Pode ou não pode? Entrevista de Bolsonaro à Record divide especialistas
Sem precedentes jurídicos no país, entrevista do presidenciável é interpretada de formas diferentes por advogados especialistas em direito eleitoral
Clara Cerioni
Publicado em 4 de outubro de 2018 às 20h43.
Última atualização em 5 de outubro de 2018 às 17h52.
São Paulo — Na tarde desta quinta-feira (4), o candidato pelo PSL, Jair Bolsonaro , gravou uma entrevista para a TV Record, que será exibida no mesmo horário do último debate entre os presidenciáveis, que acontece na Rede Globo.
A informação foi confirmada pelo candidato em sua conta oficial no Twitter.
Imediatamente, os eleitores começaram a questionar sobre a legalidade dessa situação, já que o Código Eleitoral prevê o princípio de isonomia (igualdade de regras para todos) durante a corrida eleitoral.
Outro argumento usado foi de que Edir Macedo, proprietário da emissora, declarou apoio ao candidato na última sexta-feira (28).
Ele foi provocado por um de seus seguidores, que perguntou seu posicionamento sobre a eleição para presidente, e respondeu com uma só palavra: "Bolsonaro".
Em tese, as emissoras de rádio e de TV, que são concessões públicas, devem dar espaço igualitário a todos os candidatos. As empresas também são proibidas, por lei, de apoiarem a candidatura de algum presidenciável.
O objetivo é manter o princípio de imparcialidade da imprensa e não priorizar as ideias de um ou de outro político de forma que possa induzir os eleitores.
A situação da entrevista não tem precedentes na história jurídica do Brasil, segundo quatro advogados de Direito Eleitoral consultados por EXAME. Já se é permitido ou proibido a transmissão, os especialistas divergem de opinião.
Para Fernando Neisser,do escritório Rubens Naves Santos Jr. e coordenador da ABRADEP (Academia Brasileira de Direito Eleitoral e Político), a entrevista de Bolsonaro configura tratamento privilegiado. "As emissoras podem criar critérios objetivos para escolher alguns candidatos, mas uma rede não pode entrevistar apenas um candidato", afirmou.
Nesser considera que a participação do candidato em uma rede de abrangência nacional revela um desequilíbrio. "Isso é bastante sério, porque não haverá o mesmo espaço aos outros concorrentes", disse.
Roberta Gresta, professora de direito da PUC-MG, explica que isso pode ser um indício de priorização do candidato, mas não é possível ter certeza. "A Record pode abrir o mesmo espaço para outros candidatos, apesar de ainda não ter sinalizado isso", relatou.
A especialista reconhece, no entanto, que o tempo hábil para dar conta das entrevistas está curto, já que há apenas dois dias até o primeiro turno.
Já Marcos Ramayanna, professor de direito eleitoral da pós-graduação da FGV, discorda que a entrevista fere o Código Eleitoral. "Essa situação é inédita, mas eu a interpreto como um equilíbrio material.
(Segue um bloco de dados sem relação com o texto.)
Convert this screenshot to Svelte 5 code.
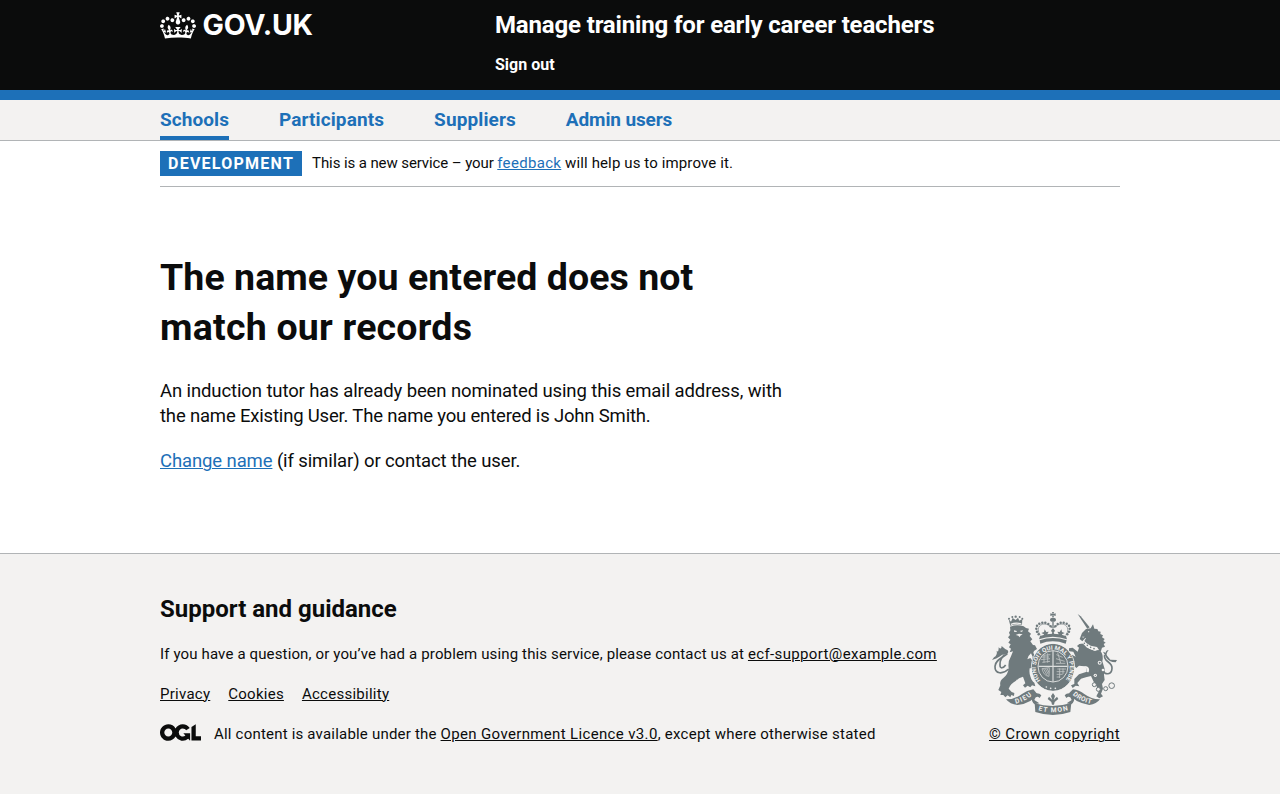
<script>
  const navItems = [
    { label: 'Schools', active: true },
    { label: 'Participants', active: false },
    { label: 'Suppliers', active: false },
    { label: 'Admin users', active: false }
  ];
  const footerLinks = ['Privacy', 'Cookies', 'Accessibility'];
  const beadsLeft = [[176, 103], [171, 95], [169, 86], [171, 77], [178, 71], [187, 68], [196, 68], [205, 72], [212, 79]];
  const chain = [[343, 254, 6], [355, 268, 6], [377, 266, 6], [395, 257, 8.5]];
</script>

<header class="header">
  <div class="container header-row">
    <a class="logo" href="#top">
      <svg class="crown" viewBox="0 0 132 97" width="36" height="27" aria-hidden="true">
        <path fill="currentColor" fill-rule="evenodd" d="M25 30.2c3.5 1.5 7.7-.2 9.1-3.7 1.5-3.6-.2-7.8-3.9-9.2-3.6-1.4-7.6.3-9.1 3.9-1.4 3.5.3 7.5 3.9 9zM9 39.5c3.6 1.5 7.8-.2 9.2-3.7 1.5-3.6-.2-7.8-3.9-9.1-3.6-1.5-7.6.2-9.1 3.8-1.4 3.5.3 7.5 3.8 9zM4.4 57.2c3.5 1.5 7.7-.2 9.1-3.8 1.5-3.6-.2-7.7-3.9-9.1-3.5-1.5-7.6.3-9.1 3.8-1.4 3.5.3 7.6 3.9 9.1zm38.3-21.4c3.5 1.5 7.7-.2 9.1-3.8 1.5-3.6-.2-7.7-3.9-9.1-3.6-1.5-7.6.3-9.1 3.8-1.3 3.6.4 7.7 3.9 9.1zm64.4-5.6c-3.6 1.5-7.8-.2-9.1-3.7-1.5-3.6.2-7.8 3.8-9.2 3.6-1.4 7.7.3 9.2 3.9 1.3 3.5-.4 7.5-3.9 9zm15.9 9.3c-3.6 1.5-7.7-.2-9.1-3.7-1.5-3.6.2-7.8 3.7-9.1 3.6-1.5 7.7.2 9.2 3.8 1.5 3.5-.3 7.5-3.8 9zm4.7 17.7c-3.6 1.5-7.8-.2-9.2-3.8-1.5-3.6.2-7.7 3.9-9.1 3.6-1.5 7.7.3 9.2 3.8 1.3 3.5-.4 7.6-3.9 9.1zM89.3 35.8c-3.6 1.5-7.8-.2-9.2-3.8-1.4-3.6.2-7.7 3.9-9.1 3.6-1.5 7.7.3 9.2 3.8 1.4 3.6-.3 7.7-3.9 9.1zM69.7 17.7l8.9 4.7V9.3l-8.9 2.8c-.2-.3-.5-.6-.9-.9L72.4 0H59.6l3.5 11.2c-.3.3-.6.5-.9.9l-8.8-2.8v13.1l8.8-4.7c.3.3.6.7.9.9l-5 15.4v.1c-.2.8-.4 1.6-.4 2.4 0 4.1 3.1 7.5 7 8.1h.2c.3 0 .7.1 1 .1.4 0 .7 0 1-.1h.2c4-.6 7.1-4.1 7.1-8.1 0-.8-.1-1.7-.4-2.4V34l-5.1-15.4c.4-.2.7-.6 1-.9zM66 92.8c16.9 0 32.8 1.1 47.1 3.2 4-16.9 8.9-26.7 14-33.5l-9.6-3.4c1 4.9 1.1 7.2 0 10.2-1.5-1.4-3-4.3-4.2-8.7L108.6 76c2.8-2 5-3.2 7.5-3.3-4.4 9.4-10 11.9-13.6 11.2-4.3-.8-6.3-4.6-5.6-7.9 1-4.7 5.7-5.9 8-.5 4.3-8.7-3-11.4-7.6-8.8 7.1-7.2 7.9-13.5 2.1-21.1-8 6.1-8.1 12.3-4.5 20.8-4.7-5.4-12.1-2.5-9.5 6.2 3.4-5.2 7.9-2 7.2 3.1-.6 4.3-6.4 7.8-13.5 7.2-10.3-.9-10.9-8-11.2-13.8 2.5-.5 7.1 1.8 11 7.3L80.2 60c-4.1 4.4-8 5.3-12.3 5.4 1.4-4.4 8-11.6 8-11.6H55.5s6.4 7.2 7.9 11.6c-4.2-.1-8-1-12.3-5.4l1.4 16.4c3.9-5.5 8.5-7.7 10.9-7.3-.3 5.8-.9 12.8-11.1 13.8-7.2.6-12.9-2.9-13.5-7.2-.7-5 3.8-8.3 7.1-3.1 2.7-8.7-4.6-11.6-9.4-6.2 3.7-8.5 3.6-14.7-4.6-20.8-5.8 7.6-5 13.9 2.2 21.1-4.7-2.6-11.9.1-7.7 8.8 2.3-5.5 7.1-4.2 8.1.5.7 3.3-1.3 7.1-5.7 7.9-3.5.7-9-1.8-13.5-11.2 2.5.1 4.7 1.3 7.5 3.3l-4.7-15.4c-1.2 4.4-2.7 7.2-4.3 8.7-1.1-3-.9-5.3 0-10.2l-9.5 3.4c5 6.9 9.9 16.7 14 33.5 14.8-2.1 30.8-3.2 47.7-3.2z" />
      </svg>
      <span class="logotype">GOV.UK</span>
    </a>
    <div class="header-content">
      <a class="service" href="#service">Manage training for early career teachers</a>
      <a class="signout" href="#signout">Sign out</a>
    </div>
  </div>
</header>

<nav class="nav">
  <div class="container nav-row">
    {#each navItems as item}
      <a class="nav-link" class:active={item.active} href="#nav">{item.label}</a>
    {/each}
  </div>
</nav>

<div class="container">
  <div class="phase">
    <strong class="tag">Development</strong>
    <span class="phase-text"><span class="pa">This is a new service – your{' '}</span><a class="pb" href="#feedback">feedback</a><span class="pc">{' '}will help us to improve it.</span></span>
  </div>
  <main class="main">
    <h1>The name you entered does not<br /><span class="wide">match our records</span></h1>
    <p><span>An induction tutor has already been nominated using this email address, with</span><br /><span class="tight">the name Existing User. The name you entered is John Smith.</span></p>
    <p><a href="#change">Change name</a> (if similar) or contact the user.</p>
  </main>
</div>

<footer class="footer">
  <div class="container footer-row">
    <div class="footer-main">
      <h2>Support and guidance</h2>
      <p class="question">If you have a question, or you’ve had a problem using this service, please contact us at <a class="mail" href="#mail">ecf-support@example.com</a></p>
      <ul>
        {#each footerLinks as link}
          <li><a href="#footer">{link}</a></li>
        {/each}
      </ul>
      <div class="licence">
        <svg viewBox="0 0 483.2 195.7" width="41" height="17" aria-hidden="true">
          <path fill="currentColor" d="M421.5 142.8V.1l-50.7 32.3v161.1h112.4v-50.7zm-122.3-9.6A47.12 47.12 0 0 1 221 97.8c0-26 21.1-47.1 47.1-47.1 16.7 0 31.4 8.7 39.7 21.8l42.7-27.2A97.63 97.63 0 0 0 268.1 0c-36.5 0-68.3 20.1-85.1 49.7A98 98 0 0 0 97.8 0C43.9 0 0 43.9 0 97.8s43.9 97.8 97.8 97.8c36.5 0 68.3-20.1 85.1-49.7a97.76 97.76 0 0 0 149.6 25.4l19.4 22.2h3v-87.8h-80l24.3 27.5zM97.8 145c-26 0-47.1-21.1-47.1-47.1s21.1-47.1 47.1-47.1 47.1 21.1 47.1 47.1S123.8 145 97.8 145" />
        </svg>
        <span><span class="la">All content is available under the{' '}</span><a class="lb" href="#ogl">Open Government Licence v3.0</a><span class="lc">, except where otherwise stated</span></span>
      </div>
    </div>
    <div class="copyright">
      <svg class="arms" viewBox="30 33 381 312" width="127" height="104" aria-hidden="true">
        <defs>
          <path id="motto" d="M182 241A51 54 0 1 1 255 241" />
          <path id="dieu" d="M107 311Q138 304 158 283" />
          <path id="etmon" d="M175 331Q219 343 266 330" />
          <path id="droit" d="M278 284Q300 305 336 312" />
        </defs>
        <g class="ink">
          <!-- lion -->
          <path d="M91 77L86 58L93 65L98 54L107 60L114 53L118 62L127 57L126 74Q108 70 91 77Z" />
          <circle cx="87" cy="56" r="3" /><circle cx="97" cy="51" r="3" /><circle cx="107" cy="50" r="3.5" /><circle cx="119" cy="51" r="3" /><circle cx="127" cy="56" r="3" />
          <path d="M90 80Q112 72 131 79L138 84L147 86L144 94L153 101L149 108L157 118L151 124L159 135L165 136L171 147L162 153L160 158L168 178L162 187L174 190L178 204L171 216L161 213L159 204L149 205Q147 218 151 229Q155 244 163 248L166 259L156 256L151 262L143 257L135 263L129 256L136 250L129 230Q116 233 108 242Q91 251 86 266L95 276L103 279L102 288L94 285L91 292L83 286L76 292L70 285L61 285L64 276L55 270L61 256Q58 242 70 234Q84 224 86 205Q83 185 93 169L99 154L89 157L93 146L87 142L92 133L85 128L91 119L84 112L90 105L87 98L91 91Z" />
          <path d="M42 172Q53 165 50 152Q56 160 56 142Q64 151 65 138Q74 147 83 151Q88 159 79 163Q65 163 58 170Q50 176 36 180Z" />
          <path class="line" d="M82 161C70 173 47 177 45 199C44 224 69 223 86 207" />
          <path class="line" d="M74 164C58 177 60 187 60 196C60 207 70 205 77 195" />
          <!-- unicorn -->
          <path d="M293 42L302 49L329 82L322 86Z" />
          <path d="M339 73L343 86L352 87L355 94L362 95L361 102L369 106L366 112L374 117L370 123L377 128L371 132L375 140L366 143L362 156L310 128L318 115L316 114L307 124L299 117L306 99L318 87L332 85Z" />
          <path d="M316 130L328 146L345 153L352 150L363 155Q371 166 367 184L374 207L372 225L374 240L366 252L369 266L363 281L369 289L358 295L349 289L356 275L351 261Q338 242 333 228Q317 232 303 236L292 249L298 259L287 257L278 264L273 256L283 252L283 237L297 223L318 216Q323 205 314 199L297 197L289 204L279 194L283 184L270 181L266 171L276 164L287 170L280 155L267 154L267 145L278 143L293 155L297 143L291 138L298 132Z" />
          <path d="M369 155L377 158Q378 150 386 150Q376 163 382 168L391 179L411 180L407 187Q386 185 379 173Q374 163 369 155Z" />
          <path class="line" d="M374 165C369 187 397 183 396 205C395 227 374 224 370 212" />
          <!-- imperial crown -->
          <path d="M180 108L177 118Q218 102 261 118L258 108Q218 94 180 108ZM179 121Q218 107 260 121L257 131Q218 117 181 131Z" />
          <path d="M216 36H222L220 42L227 40V48L220 46L222 52H216L218 46L211 48V40L218 42Z" />
          <ellipse cx="219" cy="59" rx="9" ry="6" />
          {#each beadsLeft as [x, y]}
            <circle cx={x} cy={y} r="3.7" /><circle cx={438 - x} cy={y} r="3.7" />
          {/each}
          <path d="M217 65H221V84H217ZM219 84L225 92L221 98L224 106H214L217 98L213 92ZM194 88L199 96L206 95L201 104L205 109H190L192 103L184 99L192 96ZM244 88L239 96L232 95L237 104L233 109H248L246 103L254 99L246 96Z" />
          <path class="arch" d="M181 106C168 88 177 73 192 72C204 72 212 78 216 84M257 106C270 88 261 73 246 72C234 72 226 78 222 84" />
          <!-- garter and shield -->
          <ellipse cx="219" cy="202" rx="64" ry="71" />
          <!-- scrolls -->
          <path d="M78 298Q103 299 126 282Q140 271 160 268L171 281Q158 309 112 315Q90 313 78 298Z" />
          <path d="M360 298Q336 299 314 283Q297 270 279 268L267 280Q281 307 328 315Q350 312 360 298Z" />
          <path d="M164 310Q218 326 274 309L271 336Q219 354 166 336Z" />
          <path d="M155 284Q175 275 184 286L179 294Q168 284 163 300L178 310L164 313Q153 305 155 284ZM283 284Q263 275 254 286L259 294Q270 284 275 300L260 310L274 313Q285 305 283 284Z" />
          <path d="M219 279L225 288L221 300L231 290L235 297L224 306L222 314H216L214 306L203 297L207 290L217 300L213 288Z" />
        </g>
        <!-- light details -->
        <g class="cut">
          <path d="M92 71Q108 65 124 70L124 73Q108 69 93 75Z" />
          <path d="M102 91L111 93L109 96L102 95ZM119 93L129 91L126 96ZM107 105L117 101L128 103L121 107L119 112L115 107Z" />
          <circle cx="326" cy="95" r="1.8" /><path d="M306 110L314 110L309 113Z" />
          <path d="M311 121L319 129L332 137L351 141L357 150L340 151L321 143L307 129Z" />
          <path d="M153 160Q145 166 142 178L151 174L156 181L158 170ZM319 199Q331 203 326 217L319 216Q323 206 312 198Z" />
          <circle cx="359" cy="188" r="6" /><circle cx="369" cy="210" r="4" /><circle cx="346" cy="226" r="5" />
        </g>
        <g class="ink">
          <circle cx="313" cy="130" r="2.4" /><circle cx="322" cy="136" r="2.4" /><circle cx="332" cy="142" r="2.4" /><circle cx="342" cy="146" r="2.4" />
          <circle cx="359" cy="188" r="3" /><circle cx="346" cy="226" r="2" />
        </g>
        <ellipse class="edge" cx="219" cy="202" rx="65" ry="72" />
        <ellipse class="edge" cx="219" cy="199" rx="45" ry="47" />
        <g class="quarters">
          <path d="M219 152V245M175 199H263" />
          <path class="fine" d="M184 171H207M182 179L210 176M187 187L210 184M190 166L211 164M229 164L248 172M228 176L254 184M233 158L242 189M228 190H256M232 207H258M230 215H254M230 223H248M230 231H240M239 205V234M249 205V222" />
          <path class="fine" d="M186 206L208 203L207 229Q191 228 186 206ZM191 207L202 227M196 206L205 223M201 205L207 218" />
          <path class="fine" d="M192 164V188M203 160V188" />
        </g>
        <circle class="dot" cx="199" cy="261" r="2.5" /><circle class="dot" cx="212" cy="265" r="2.5" /><circle class="dot" cx="226" cy="265" r="2.5" />
        <g class="script">
          <text class="motto"><textPath href="#motto" textLength="244" lengthAdjust="spacingAndGlyphs">HONI SOIT QUI MAL Y PENSE</textPath></text>
          <text><textPath href="#dieu" textLength="55">DIEU</textPath></text>
          <text><textPath href="#etmon" textLength="90">ET MON</textPath></text>
          <text><textPath href="#droit" textLength="62">DROIT</textPath></text>
        </g>
        {#each chain as [x, y, r]}
          <circle class="ring" cx={x} cy={y} {r} />
        {/each}
      </svg>
      <a class="crown-link" href="#copyright">© Crown copyright</a>
    </div>
  </div>
</footer>

<style>
  :global(body) {
    background: #fff;
    color: #0b0c0c;
    font-family: Roboto, "Open Sans", sans-serif;
    font-size: 15px;
    line-height: 20px;
  }
  a {
    color: inherit;
    text-decoration-thickness: 1px;
    text-underline-offset: 1px;
  }
  h1, h2, p, ul { margin: 0; padding: 0; }
  .container { width: 960px; margin: 0 auto; }
  .header {
    height: 90px;
    background: #0b0c0c;
    border-bottom: 10px solid #1d70b8;
    color: #fff;
  }
  .header a { text-decoration: none; }
  .header-row { display: flex; }
  .logo { display: flex; width: 335px; height: 50px; padding-top: 11px; box-sizing: border-box; }
  .crown { display: block; margin: 1px 6.5px 0 0; }
  .logotype { font: 700 28.5px/28px Inter, sans-serif; letter-spacing: -0.2px; }
  .header-content { display: flex; flex-direction: column; align-items: flex-start; padding-top: 10px; }
  .service { font-size: 24px; font-weight: 700; line-height: 30px; letter-spacing: -0.16px; }
  .signout { margin-top: 15px; font-size: 16px; font-weight: 700; line-height: 20px; }
  .nav { height: 40px; background: #f3f2f1; border-bottom: 1px solid #b1b4b6; }
  .nav-row { display: flex; gap: 50px; height: 40px; }
  .nav-link {
    box-sizing: border-box;
    height: 40px;
    color: #1d70b8;
    font-size: 19px;
    font-weight: 700;
    line-height: 40px;
    letter-spacing: 0.11px;
    text-decoration: none;
  }
  .nav-link:last-child { letter-spacing: -0.12px; }
  .active { border-bottom: 4px solid #1d70b8; letter-spacing: 0.07px; }
  .phase { display: flex; align-items: center; height: 45px; border-bottom: 1px solid #b1b4b6; }
  .tag {
    height: 25px;
    padding: 0 8px;
    margin-right: 10px;
    background: #1d70b8;
    color: #fff;
    font-size: 16px;
    line-height: 25px;
    letter-spacing: 1.25px;
    text-transform: uppercase;
  }
  .phase-text { padding-bottom: 2px; white-space: pre; }
  .phase-text a, .main a { color: #1d70b8; }
  .pa { letter-spacing: -0.1px; }
  .pb { letter-spacing: 0.32px; }
  .pc { letter-spacing: 0.12px; }
  .main { height: 301px; padding-top: 65px; font-size: 18.5px; line-height: 25px; letter-spacing: -0.11px; }
  h1 { margin-bottom: 27px; font-size: 37.5px; font-weight: 700; line-height: 50px; letter-spacing: 0.07px; }
  .wide { letter-spacing: 0.22px; }
  .tight { letter-spacing: -0.18px; }
  .main p { margin-bottom: 20px; white-space: nowrap; }
  .footer { height: 240px; background: #f3f2f1; border-top: 1px solid #b1b4b6; }
  .footer-row { display: flex; justify-content: space-between; }
  .footer-main { padding-top: 40px; white-space: nowrap; }
  h2 { margin-bottom: 20px; font-size: 24px; font-weight: 700; line-height: 30px; }
  .question { letter-spacing: 0.14px; }
  .mail { letter-spacing: 0.36px; }
  ul { display: flex; gap: 18px; margin: 20px 0; list-style: none; letter-spacing: 0.26px; }
  .licence { display: flex; gap: 13px; white-space: pre; }
  .licence svg { display: block; }
  .la { letter-spacing: 0.2px; }
  .lb { letter-spacing: 0.35px; }
  .lc { letter-spacing: 0.25px; }
  .copyright { display: flex; flex-direction: column; align-items: flex-end; padding-top: 57px; }
  .arms { display: block; margin-right: 3px; }
  .crown-link { margin-top: 9px; letter-spacing: 0.4px; white-space: nowrap; }
  .ink { fill: #6f7a7d; }
  .cut, .dot { fill: #f3f2f1; }
  .line, .arch { fill: none; stroke: #6f7a7d; stroke-width: 5; }
  .arch { stroke-width: 2; }
  .ring { fill: #f3f2f1; stroke: #6f7a7d; stroke-width: 3; }
  .edge { fill: none; stroke: #f3f2f1; stroke-width: 2.4; }
  .quarters { fill: none; stroke: #dcdedd; stroke-width: 3.5; }
  .fine { stroke: #c3c7c7; stroke-width: 2.4; }
  .script { fill: #f3f2f1; font: 700 20px Roboto, sans-serif; }
  .motto { font-size: 17.5px; }
</style>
Porque ele não estará na Globo, assim como os outros candidatos, mas estará na Record no mesmo horário", contou.
Daniel Falcão, coordenador na pós-graduação em Direito Eleitoral do IDP (Instituto Brasiliense de Direito Público), também não vê a situação como uma falha eleitoral.
"A emissora pode alegar que todos os candidatos tiveram tempo no debate de domingo, menos Bolsonaro. Sobre passar no mesmo horário, não vejo problema, é disputa de audiência comum entre as emissoras", afirmou.
Em relação a Edir Macedo ter declarado voto ao presidenciável, Falcão disse que, como pessoa, ele pode votar em quem quiser. "Ele não está falando em nome da emissora, mas em nome dele próprio."
Reação
No começo da noite, o Partido dos Trabalhadores acionou o TSE para impedir a entrevista de Bolsonaro à TV Record no mesmo horário em que será transmitido o debate da TV Globo.
O argumento é de tratamento desigual entre candidatos, uma vez que a entrevista poderia favorecer Bolsonaro. A assessoria de imprensa da coligação confirmou a informação.
Outros partidos foram procurados se entrariam com manifestação no tribunal, mas até a publicação desta reportagem não haviam se pronunciados.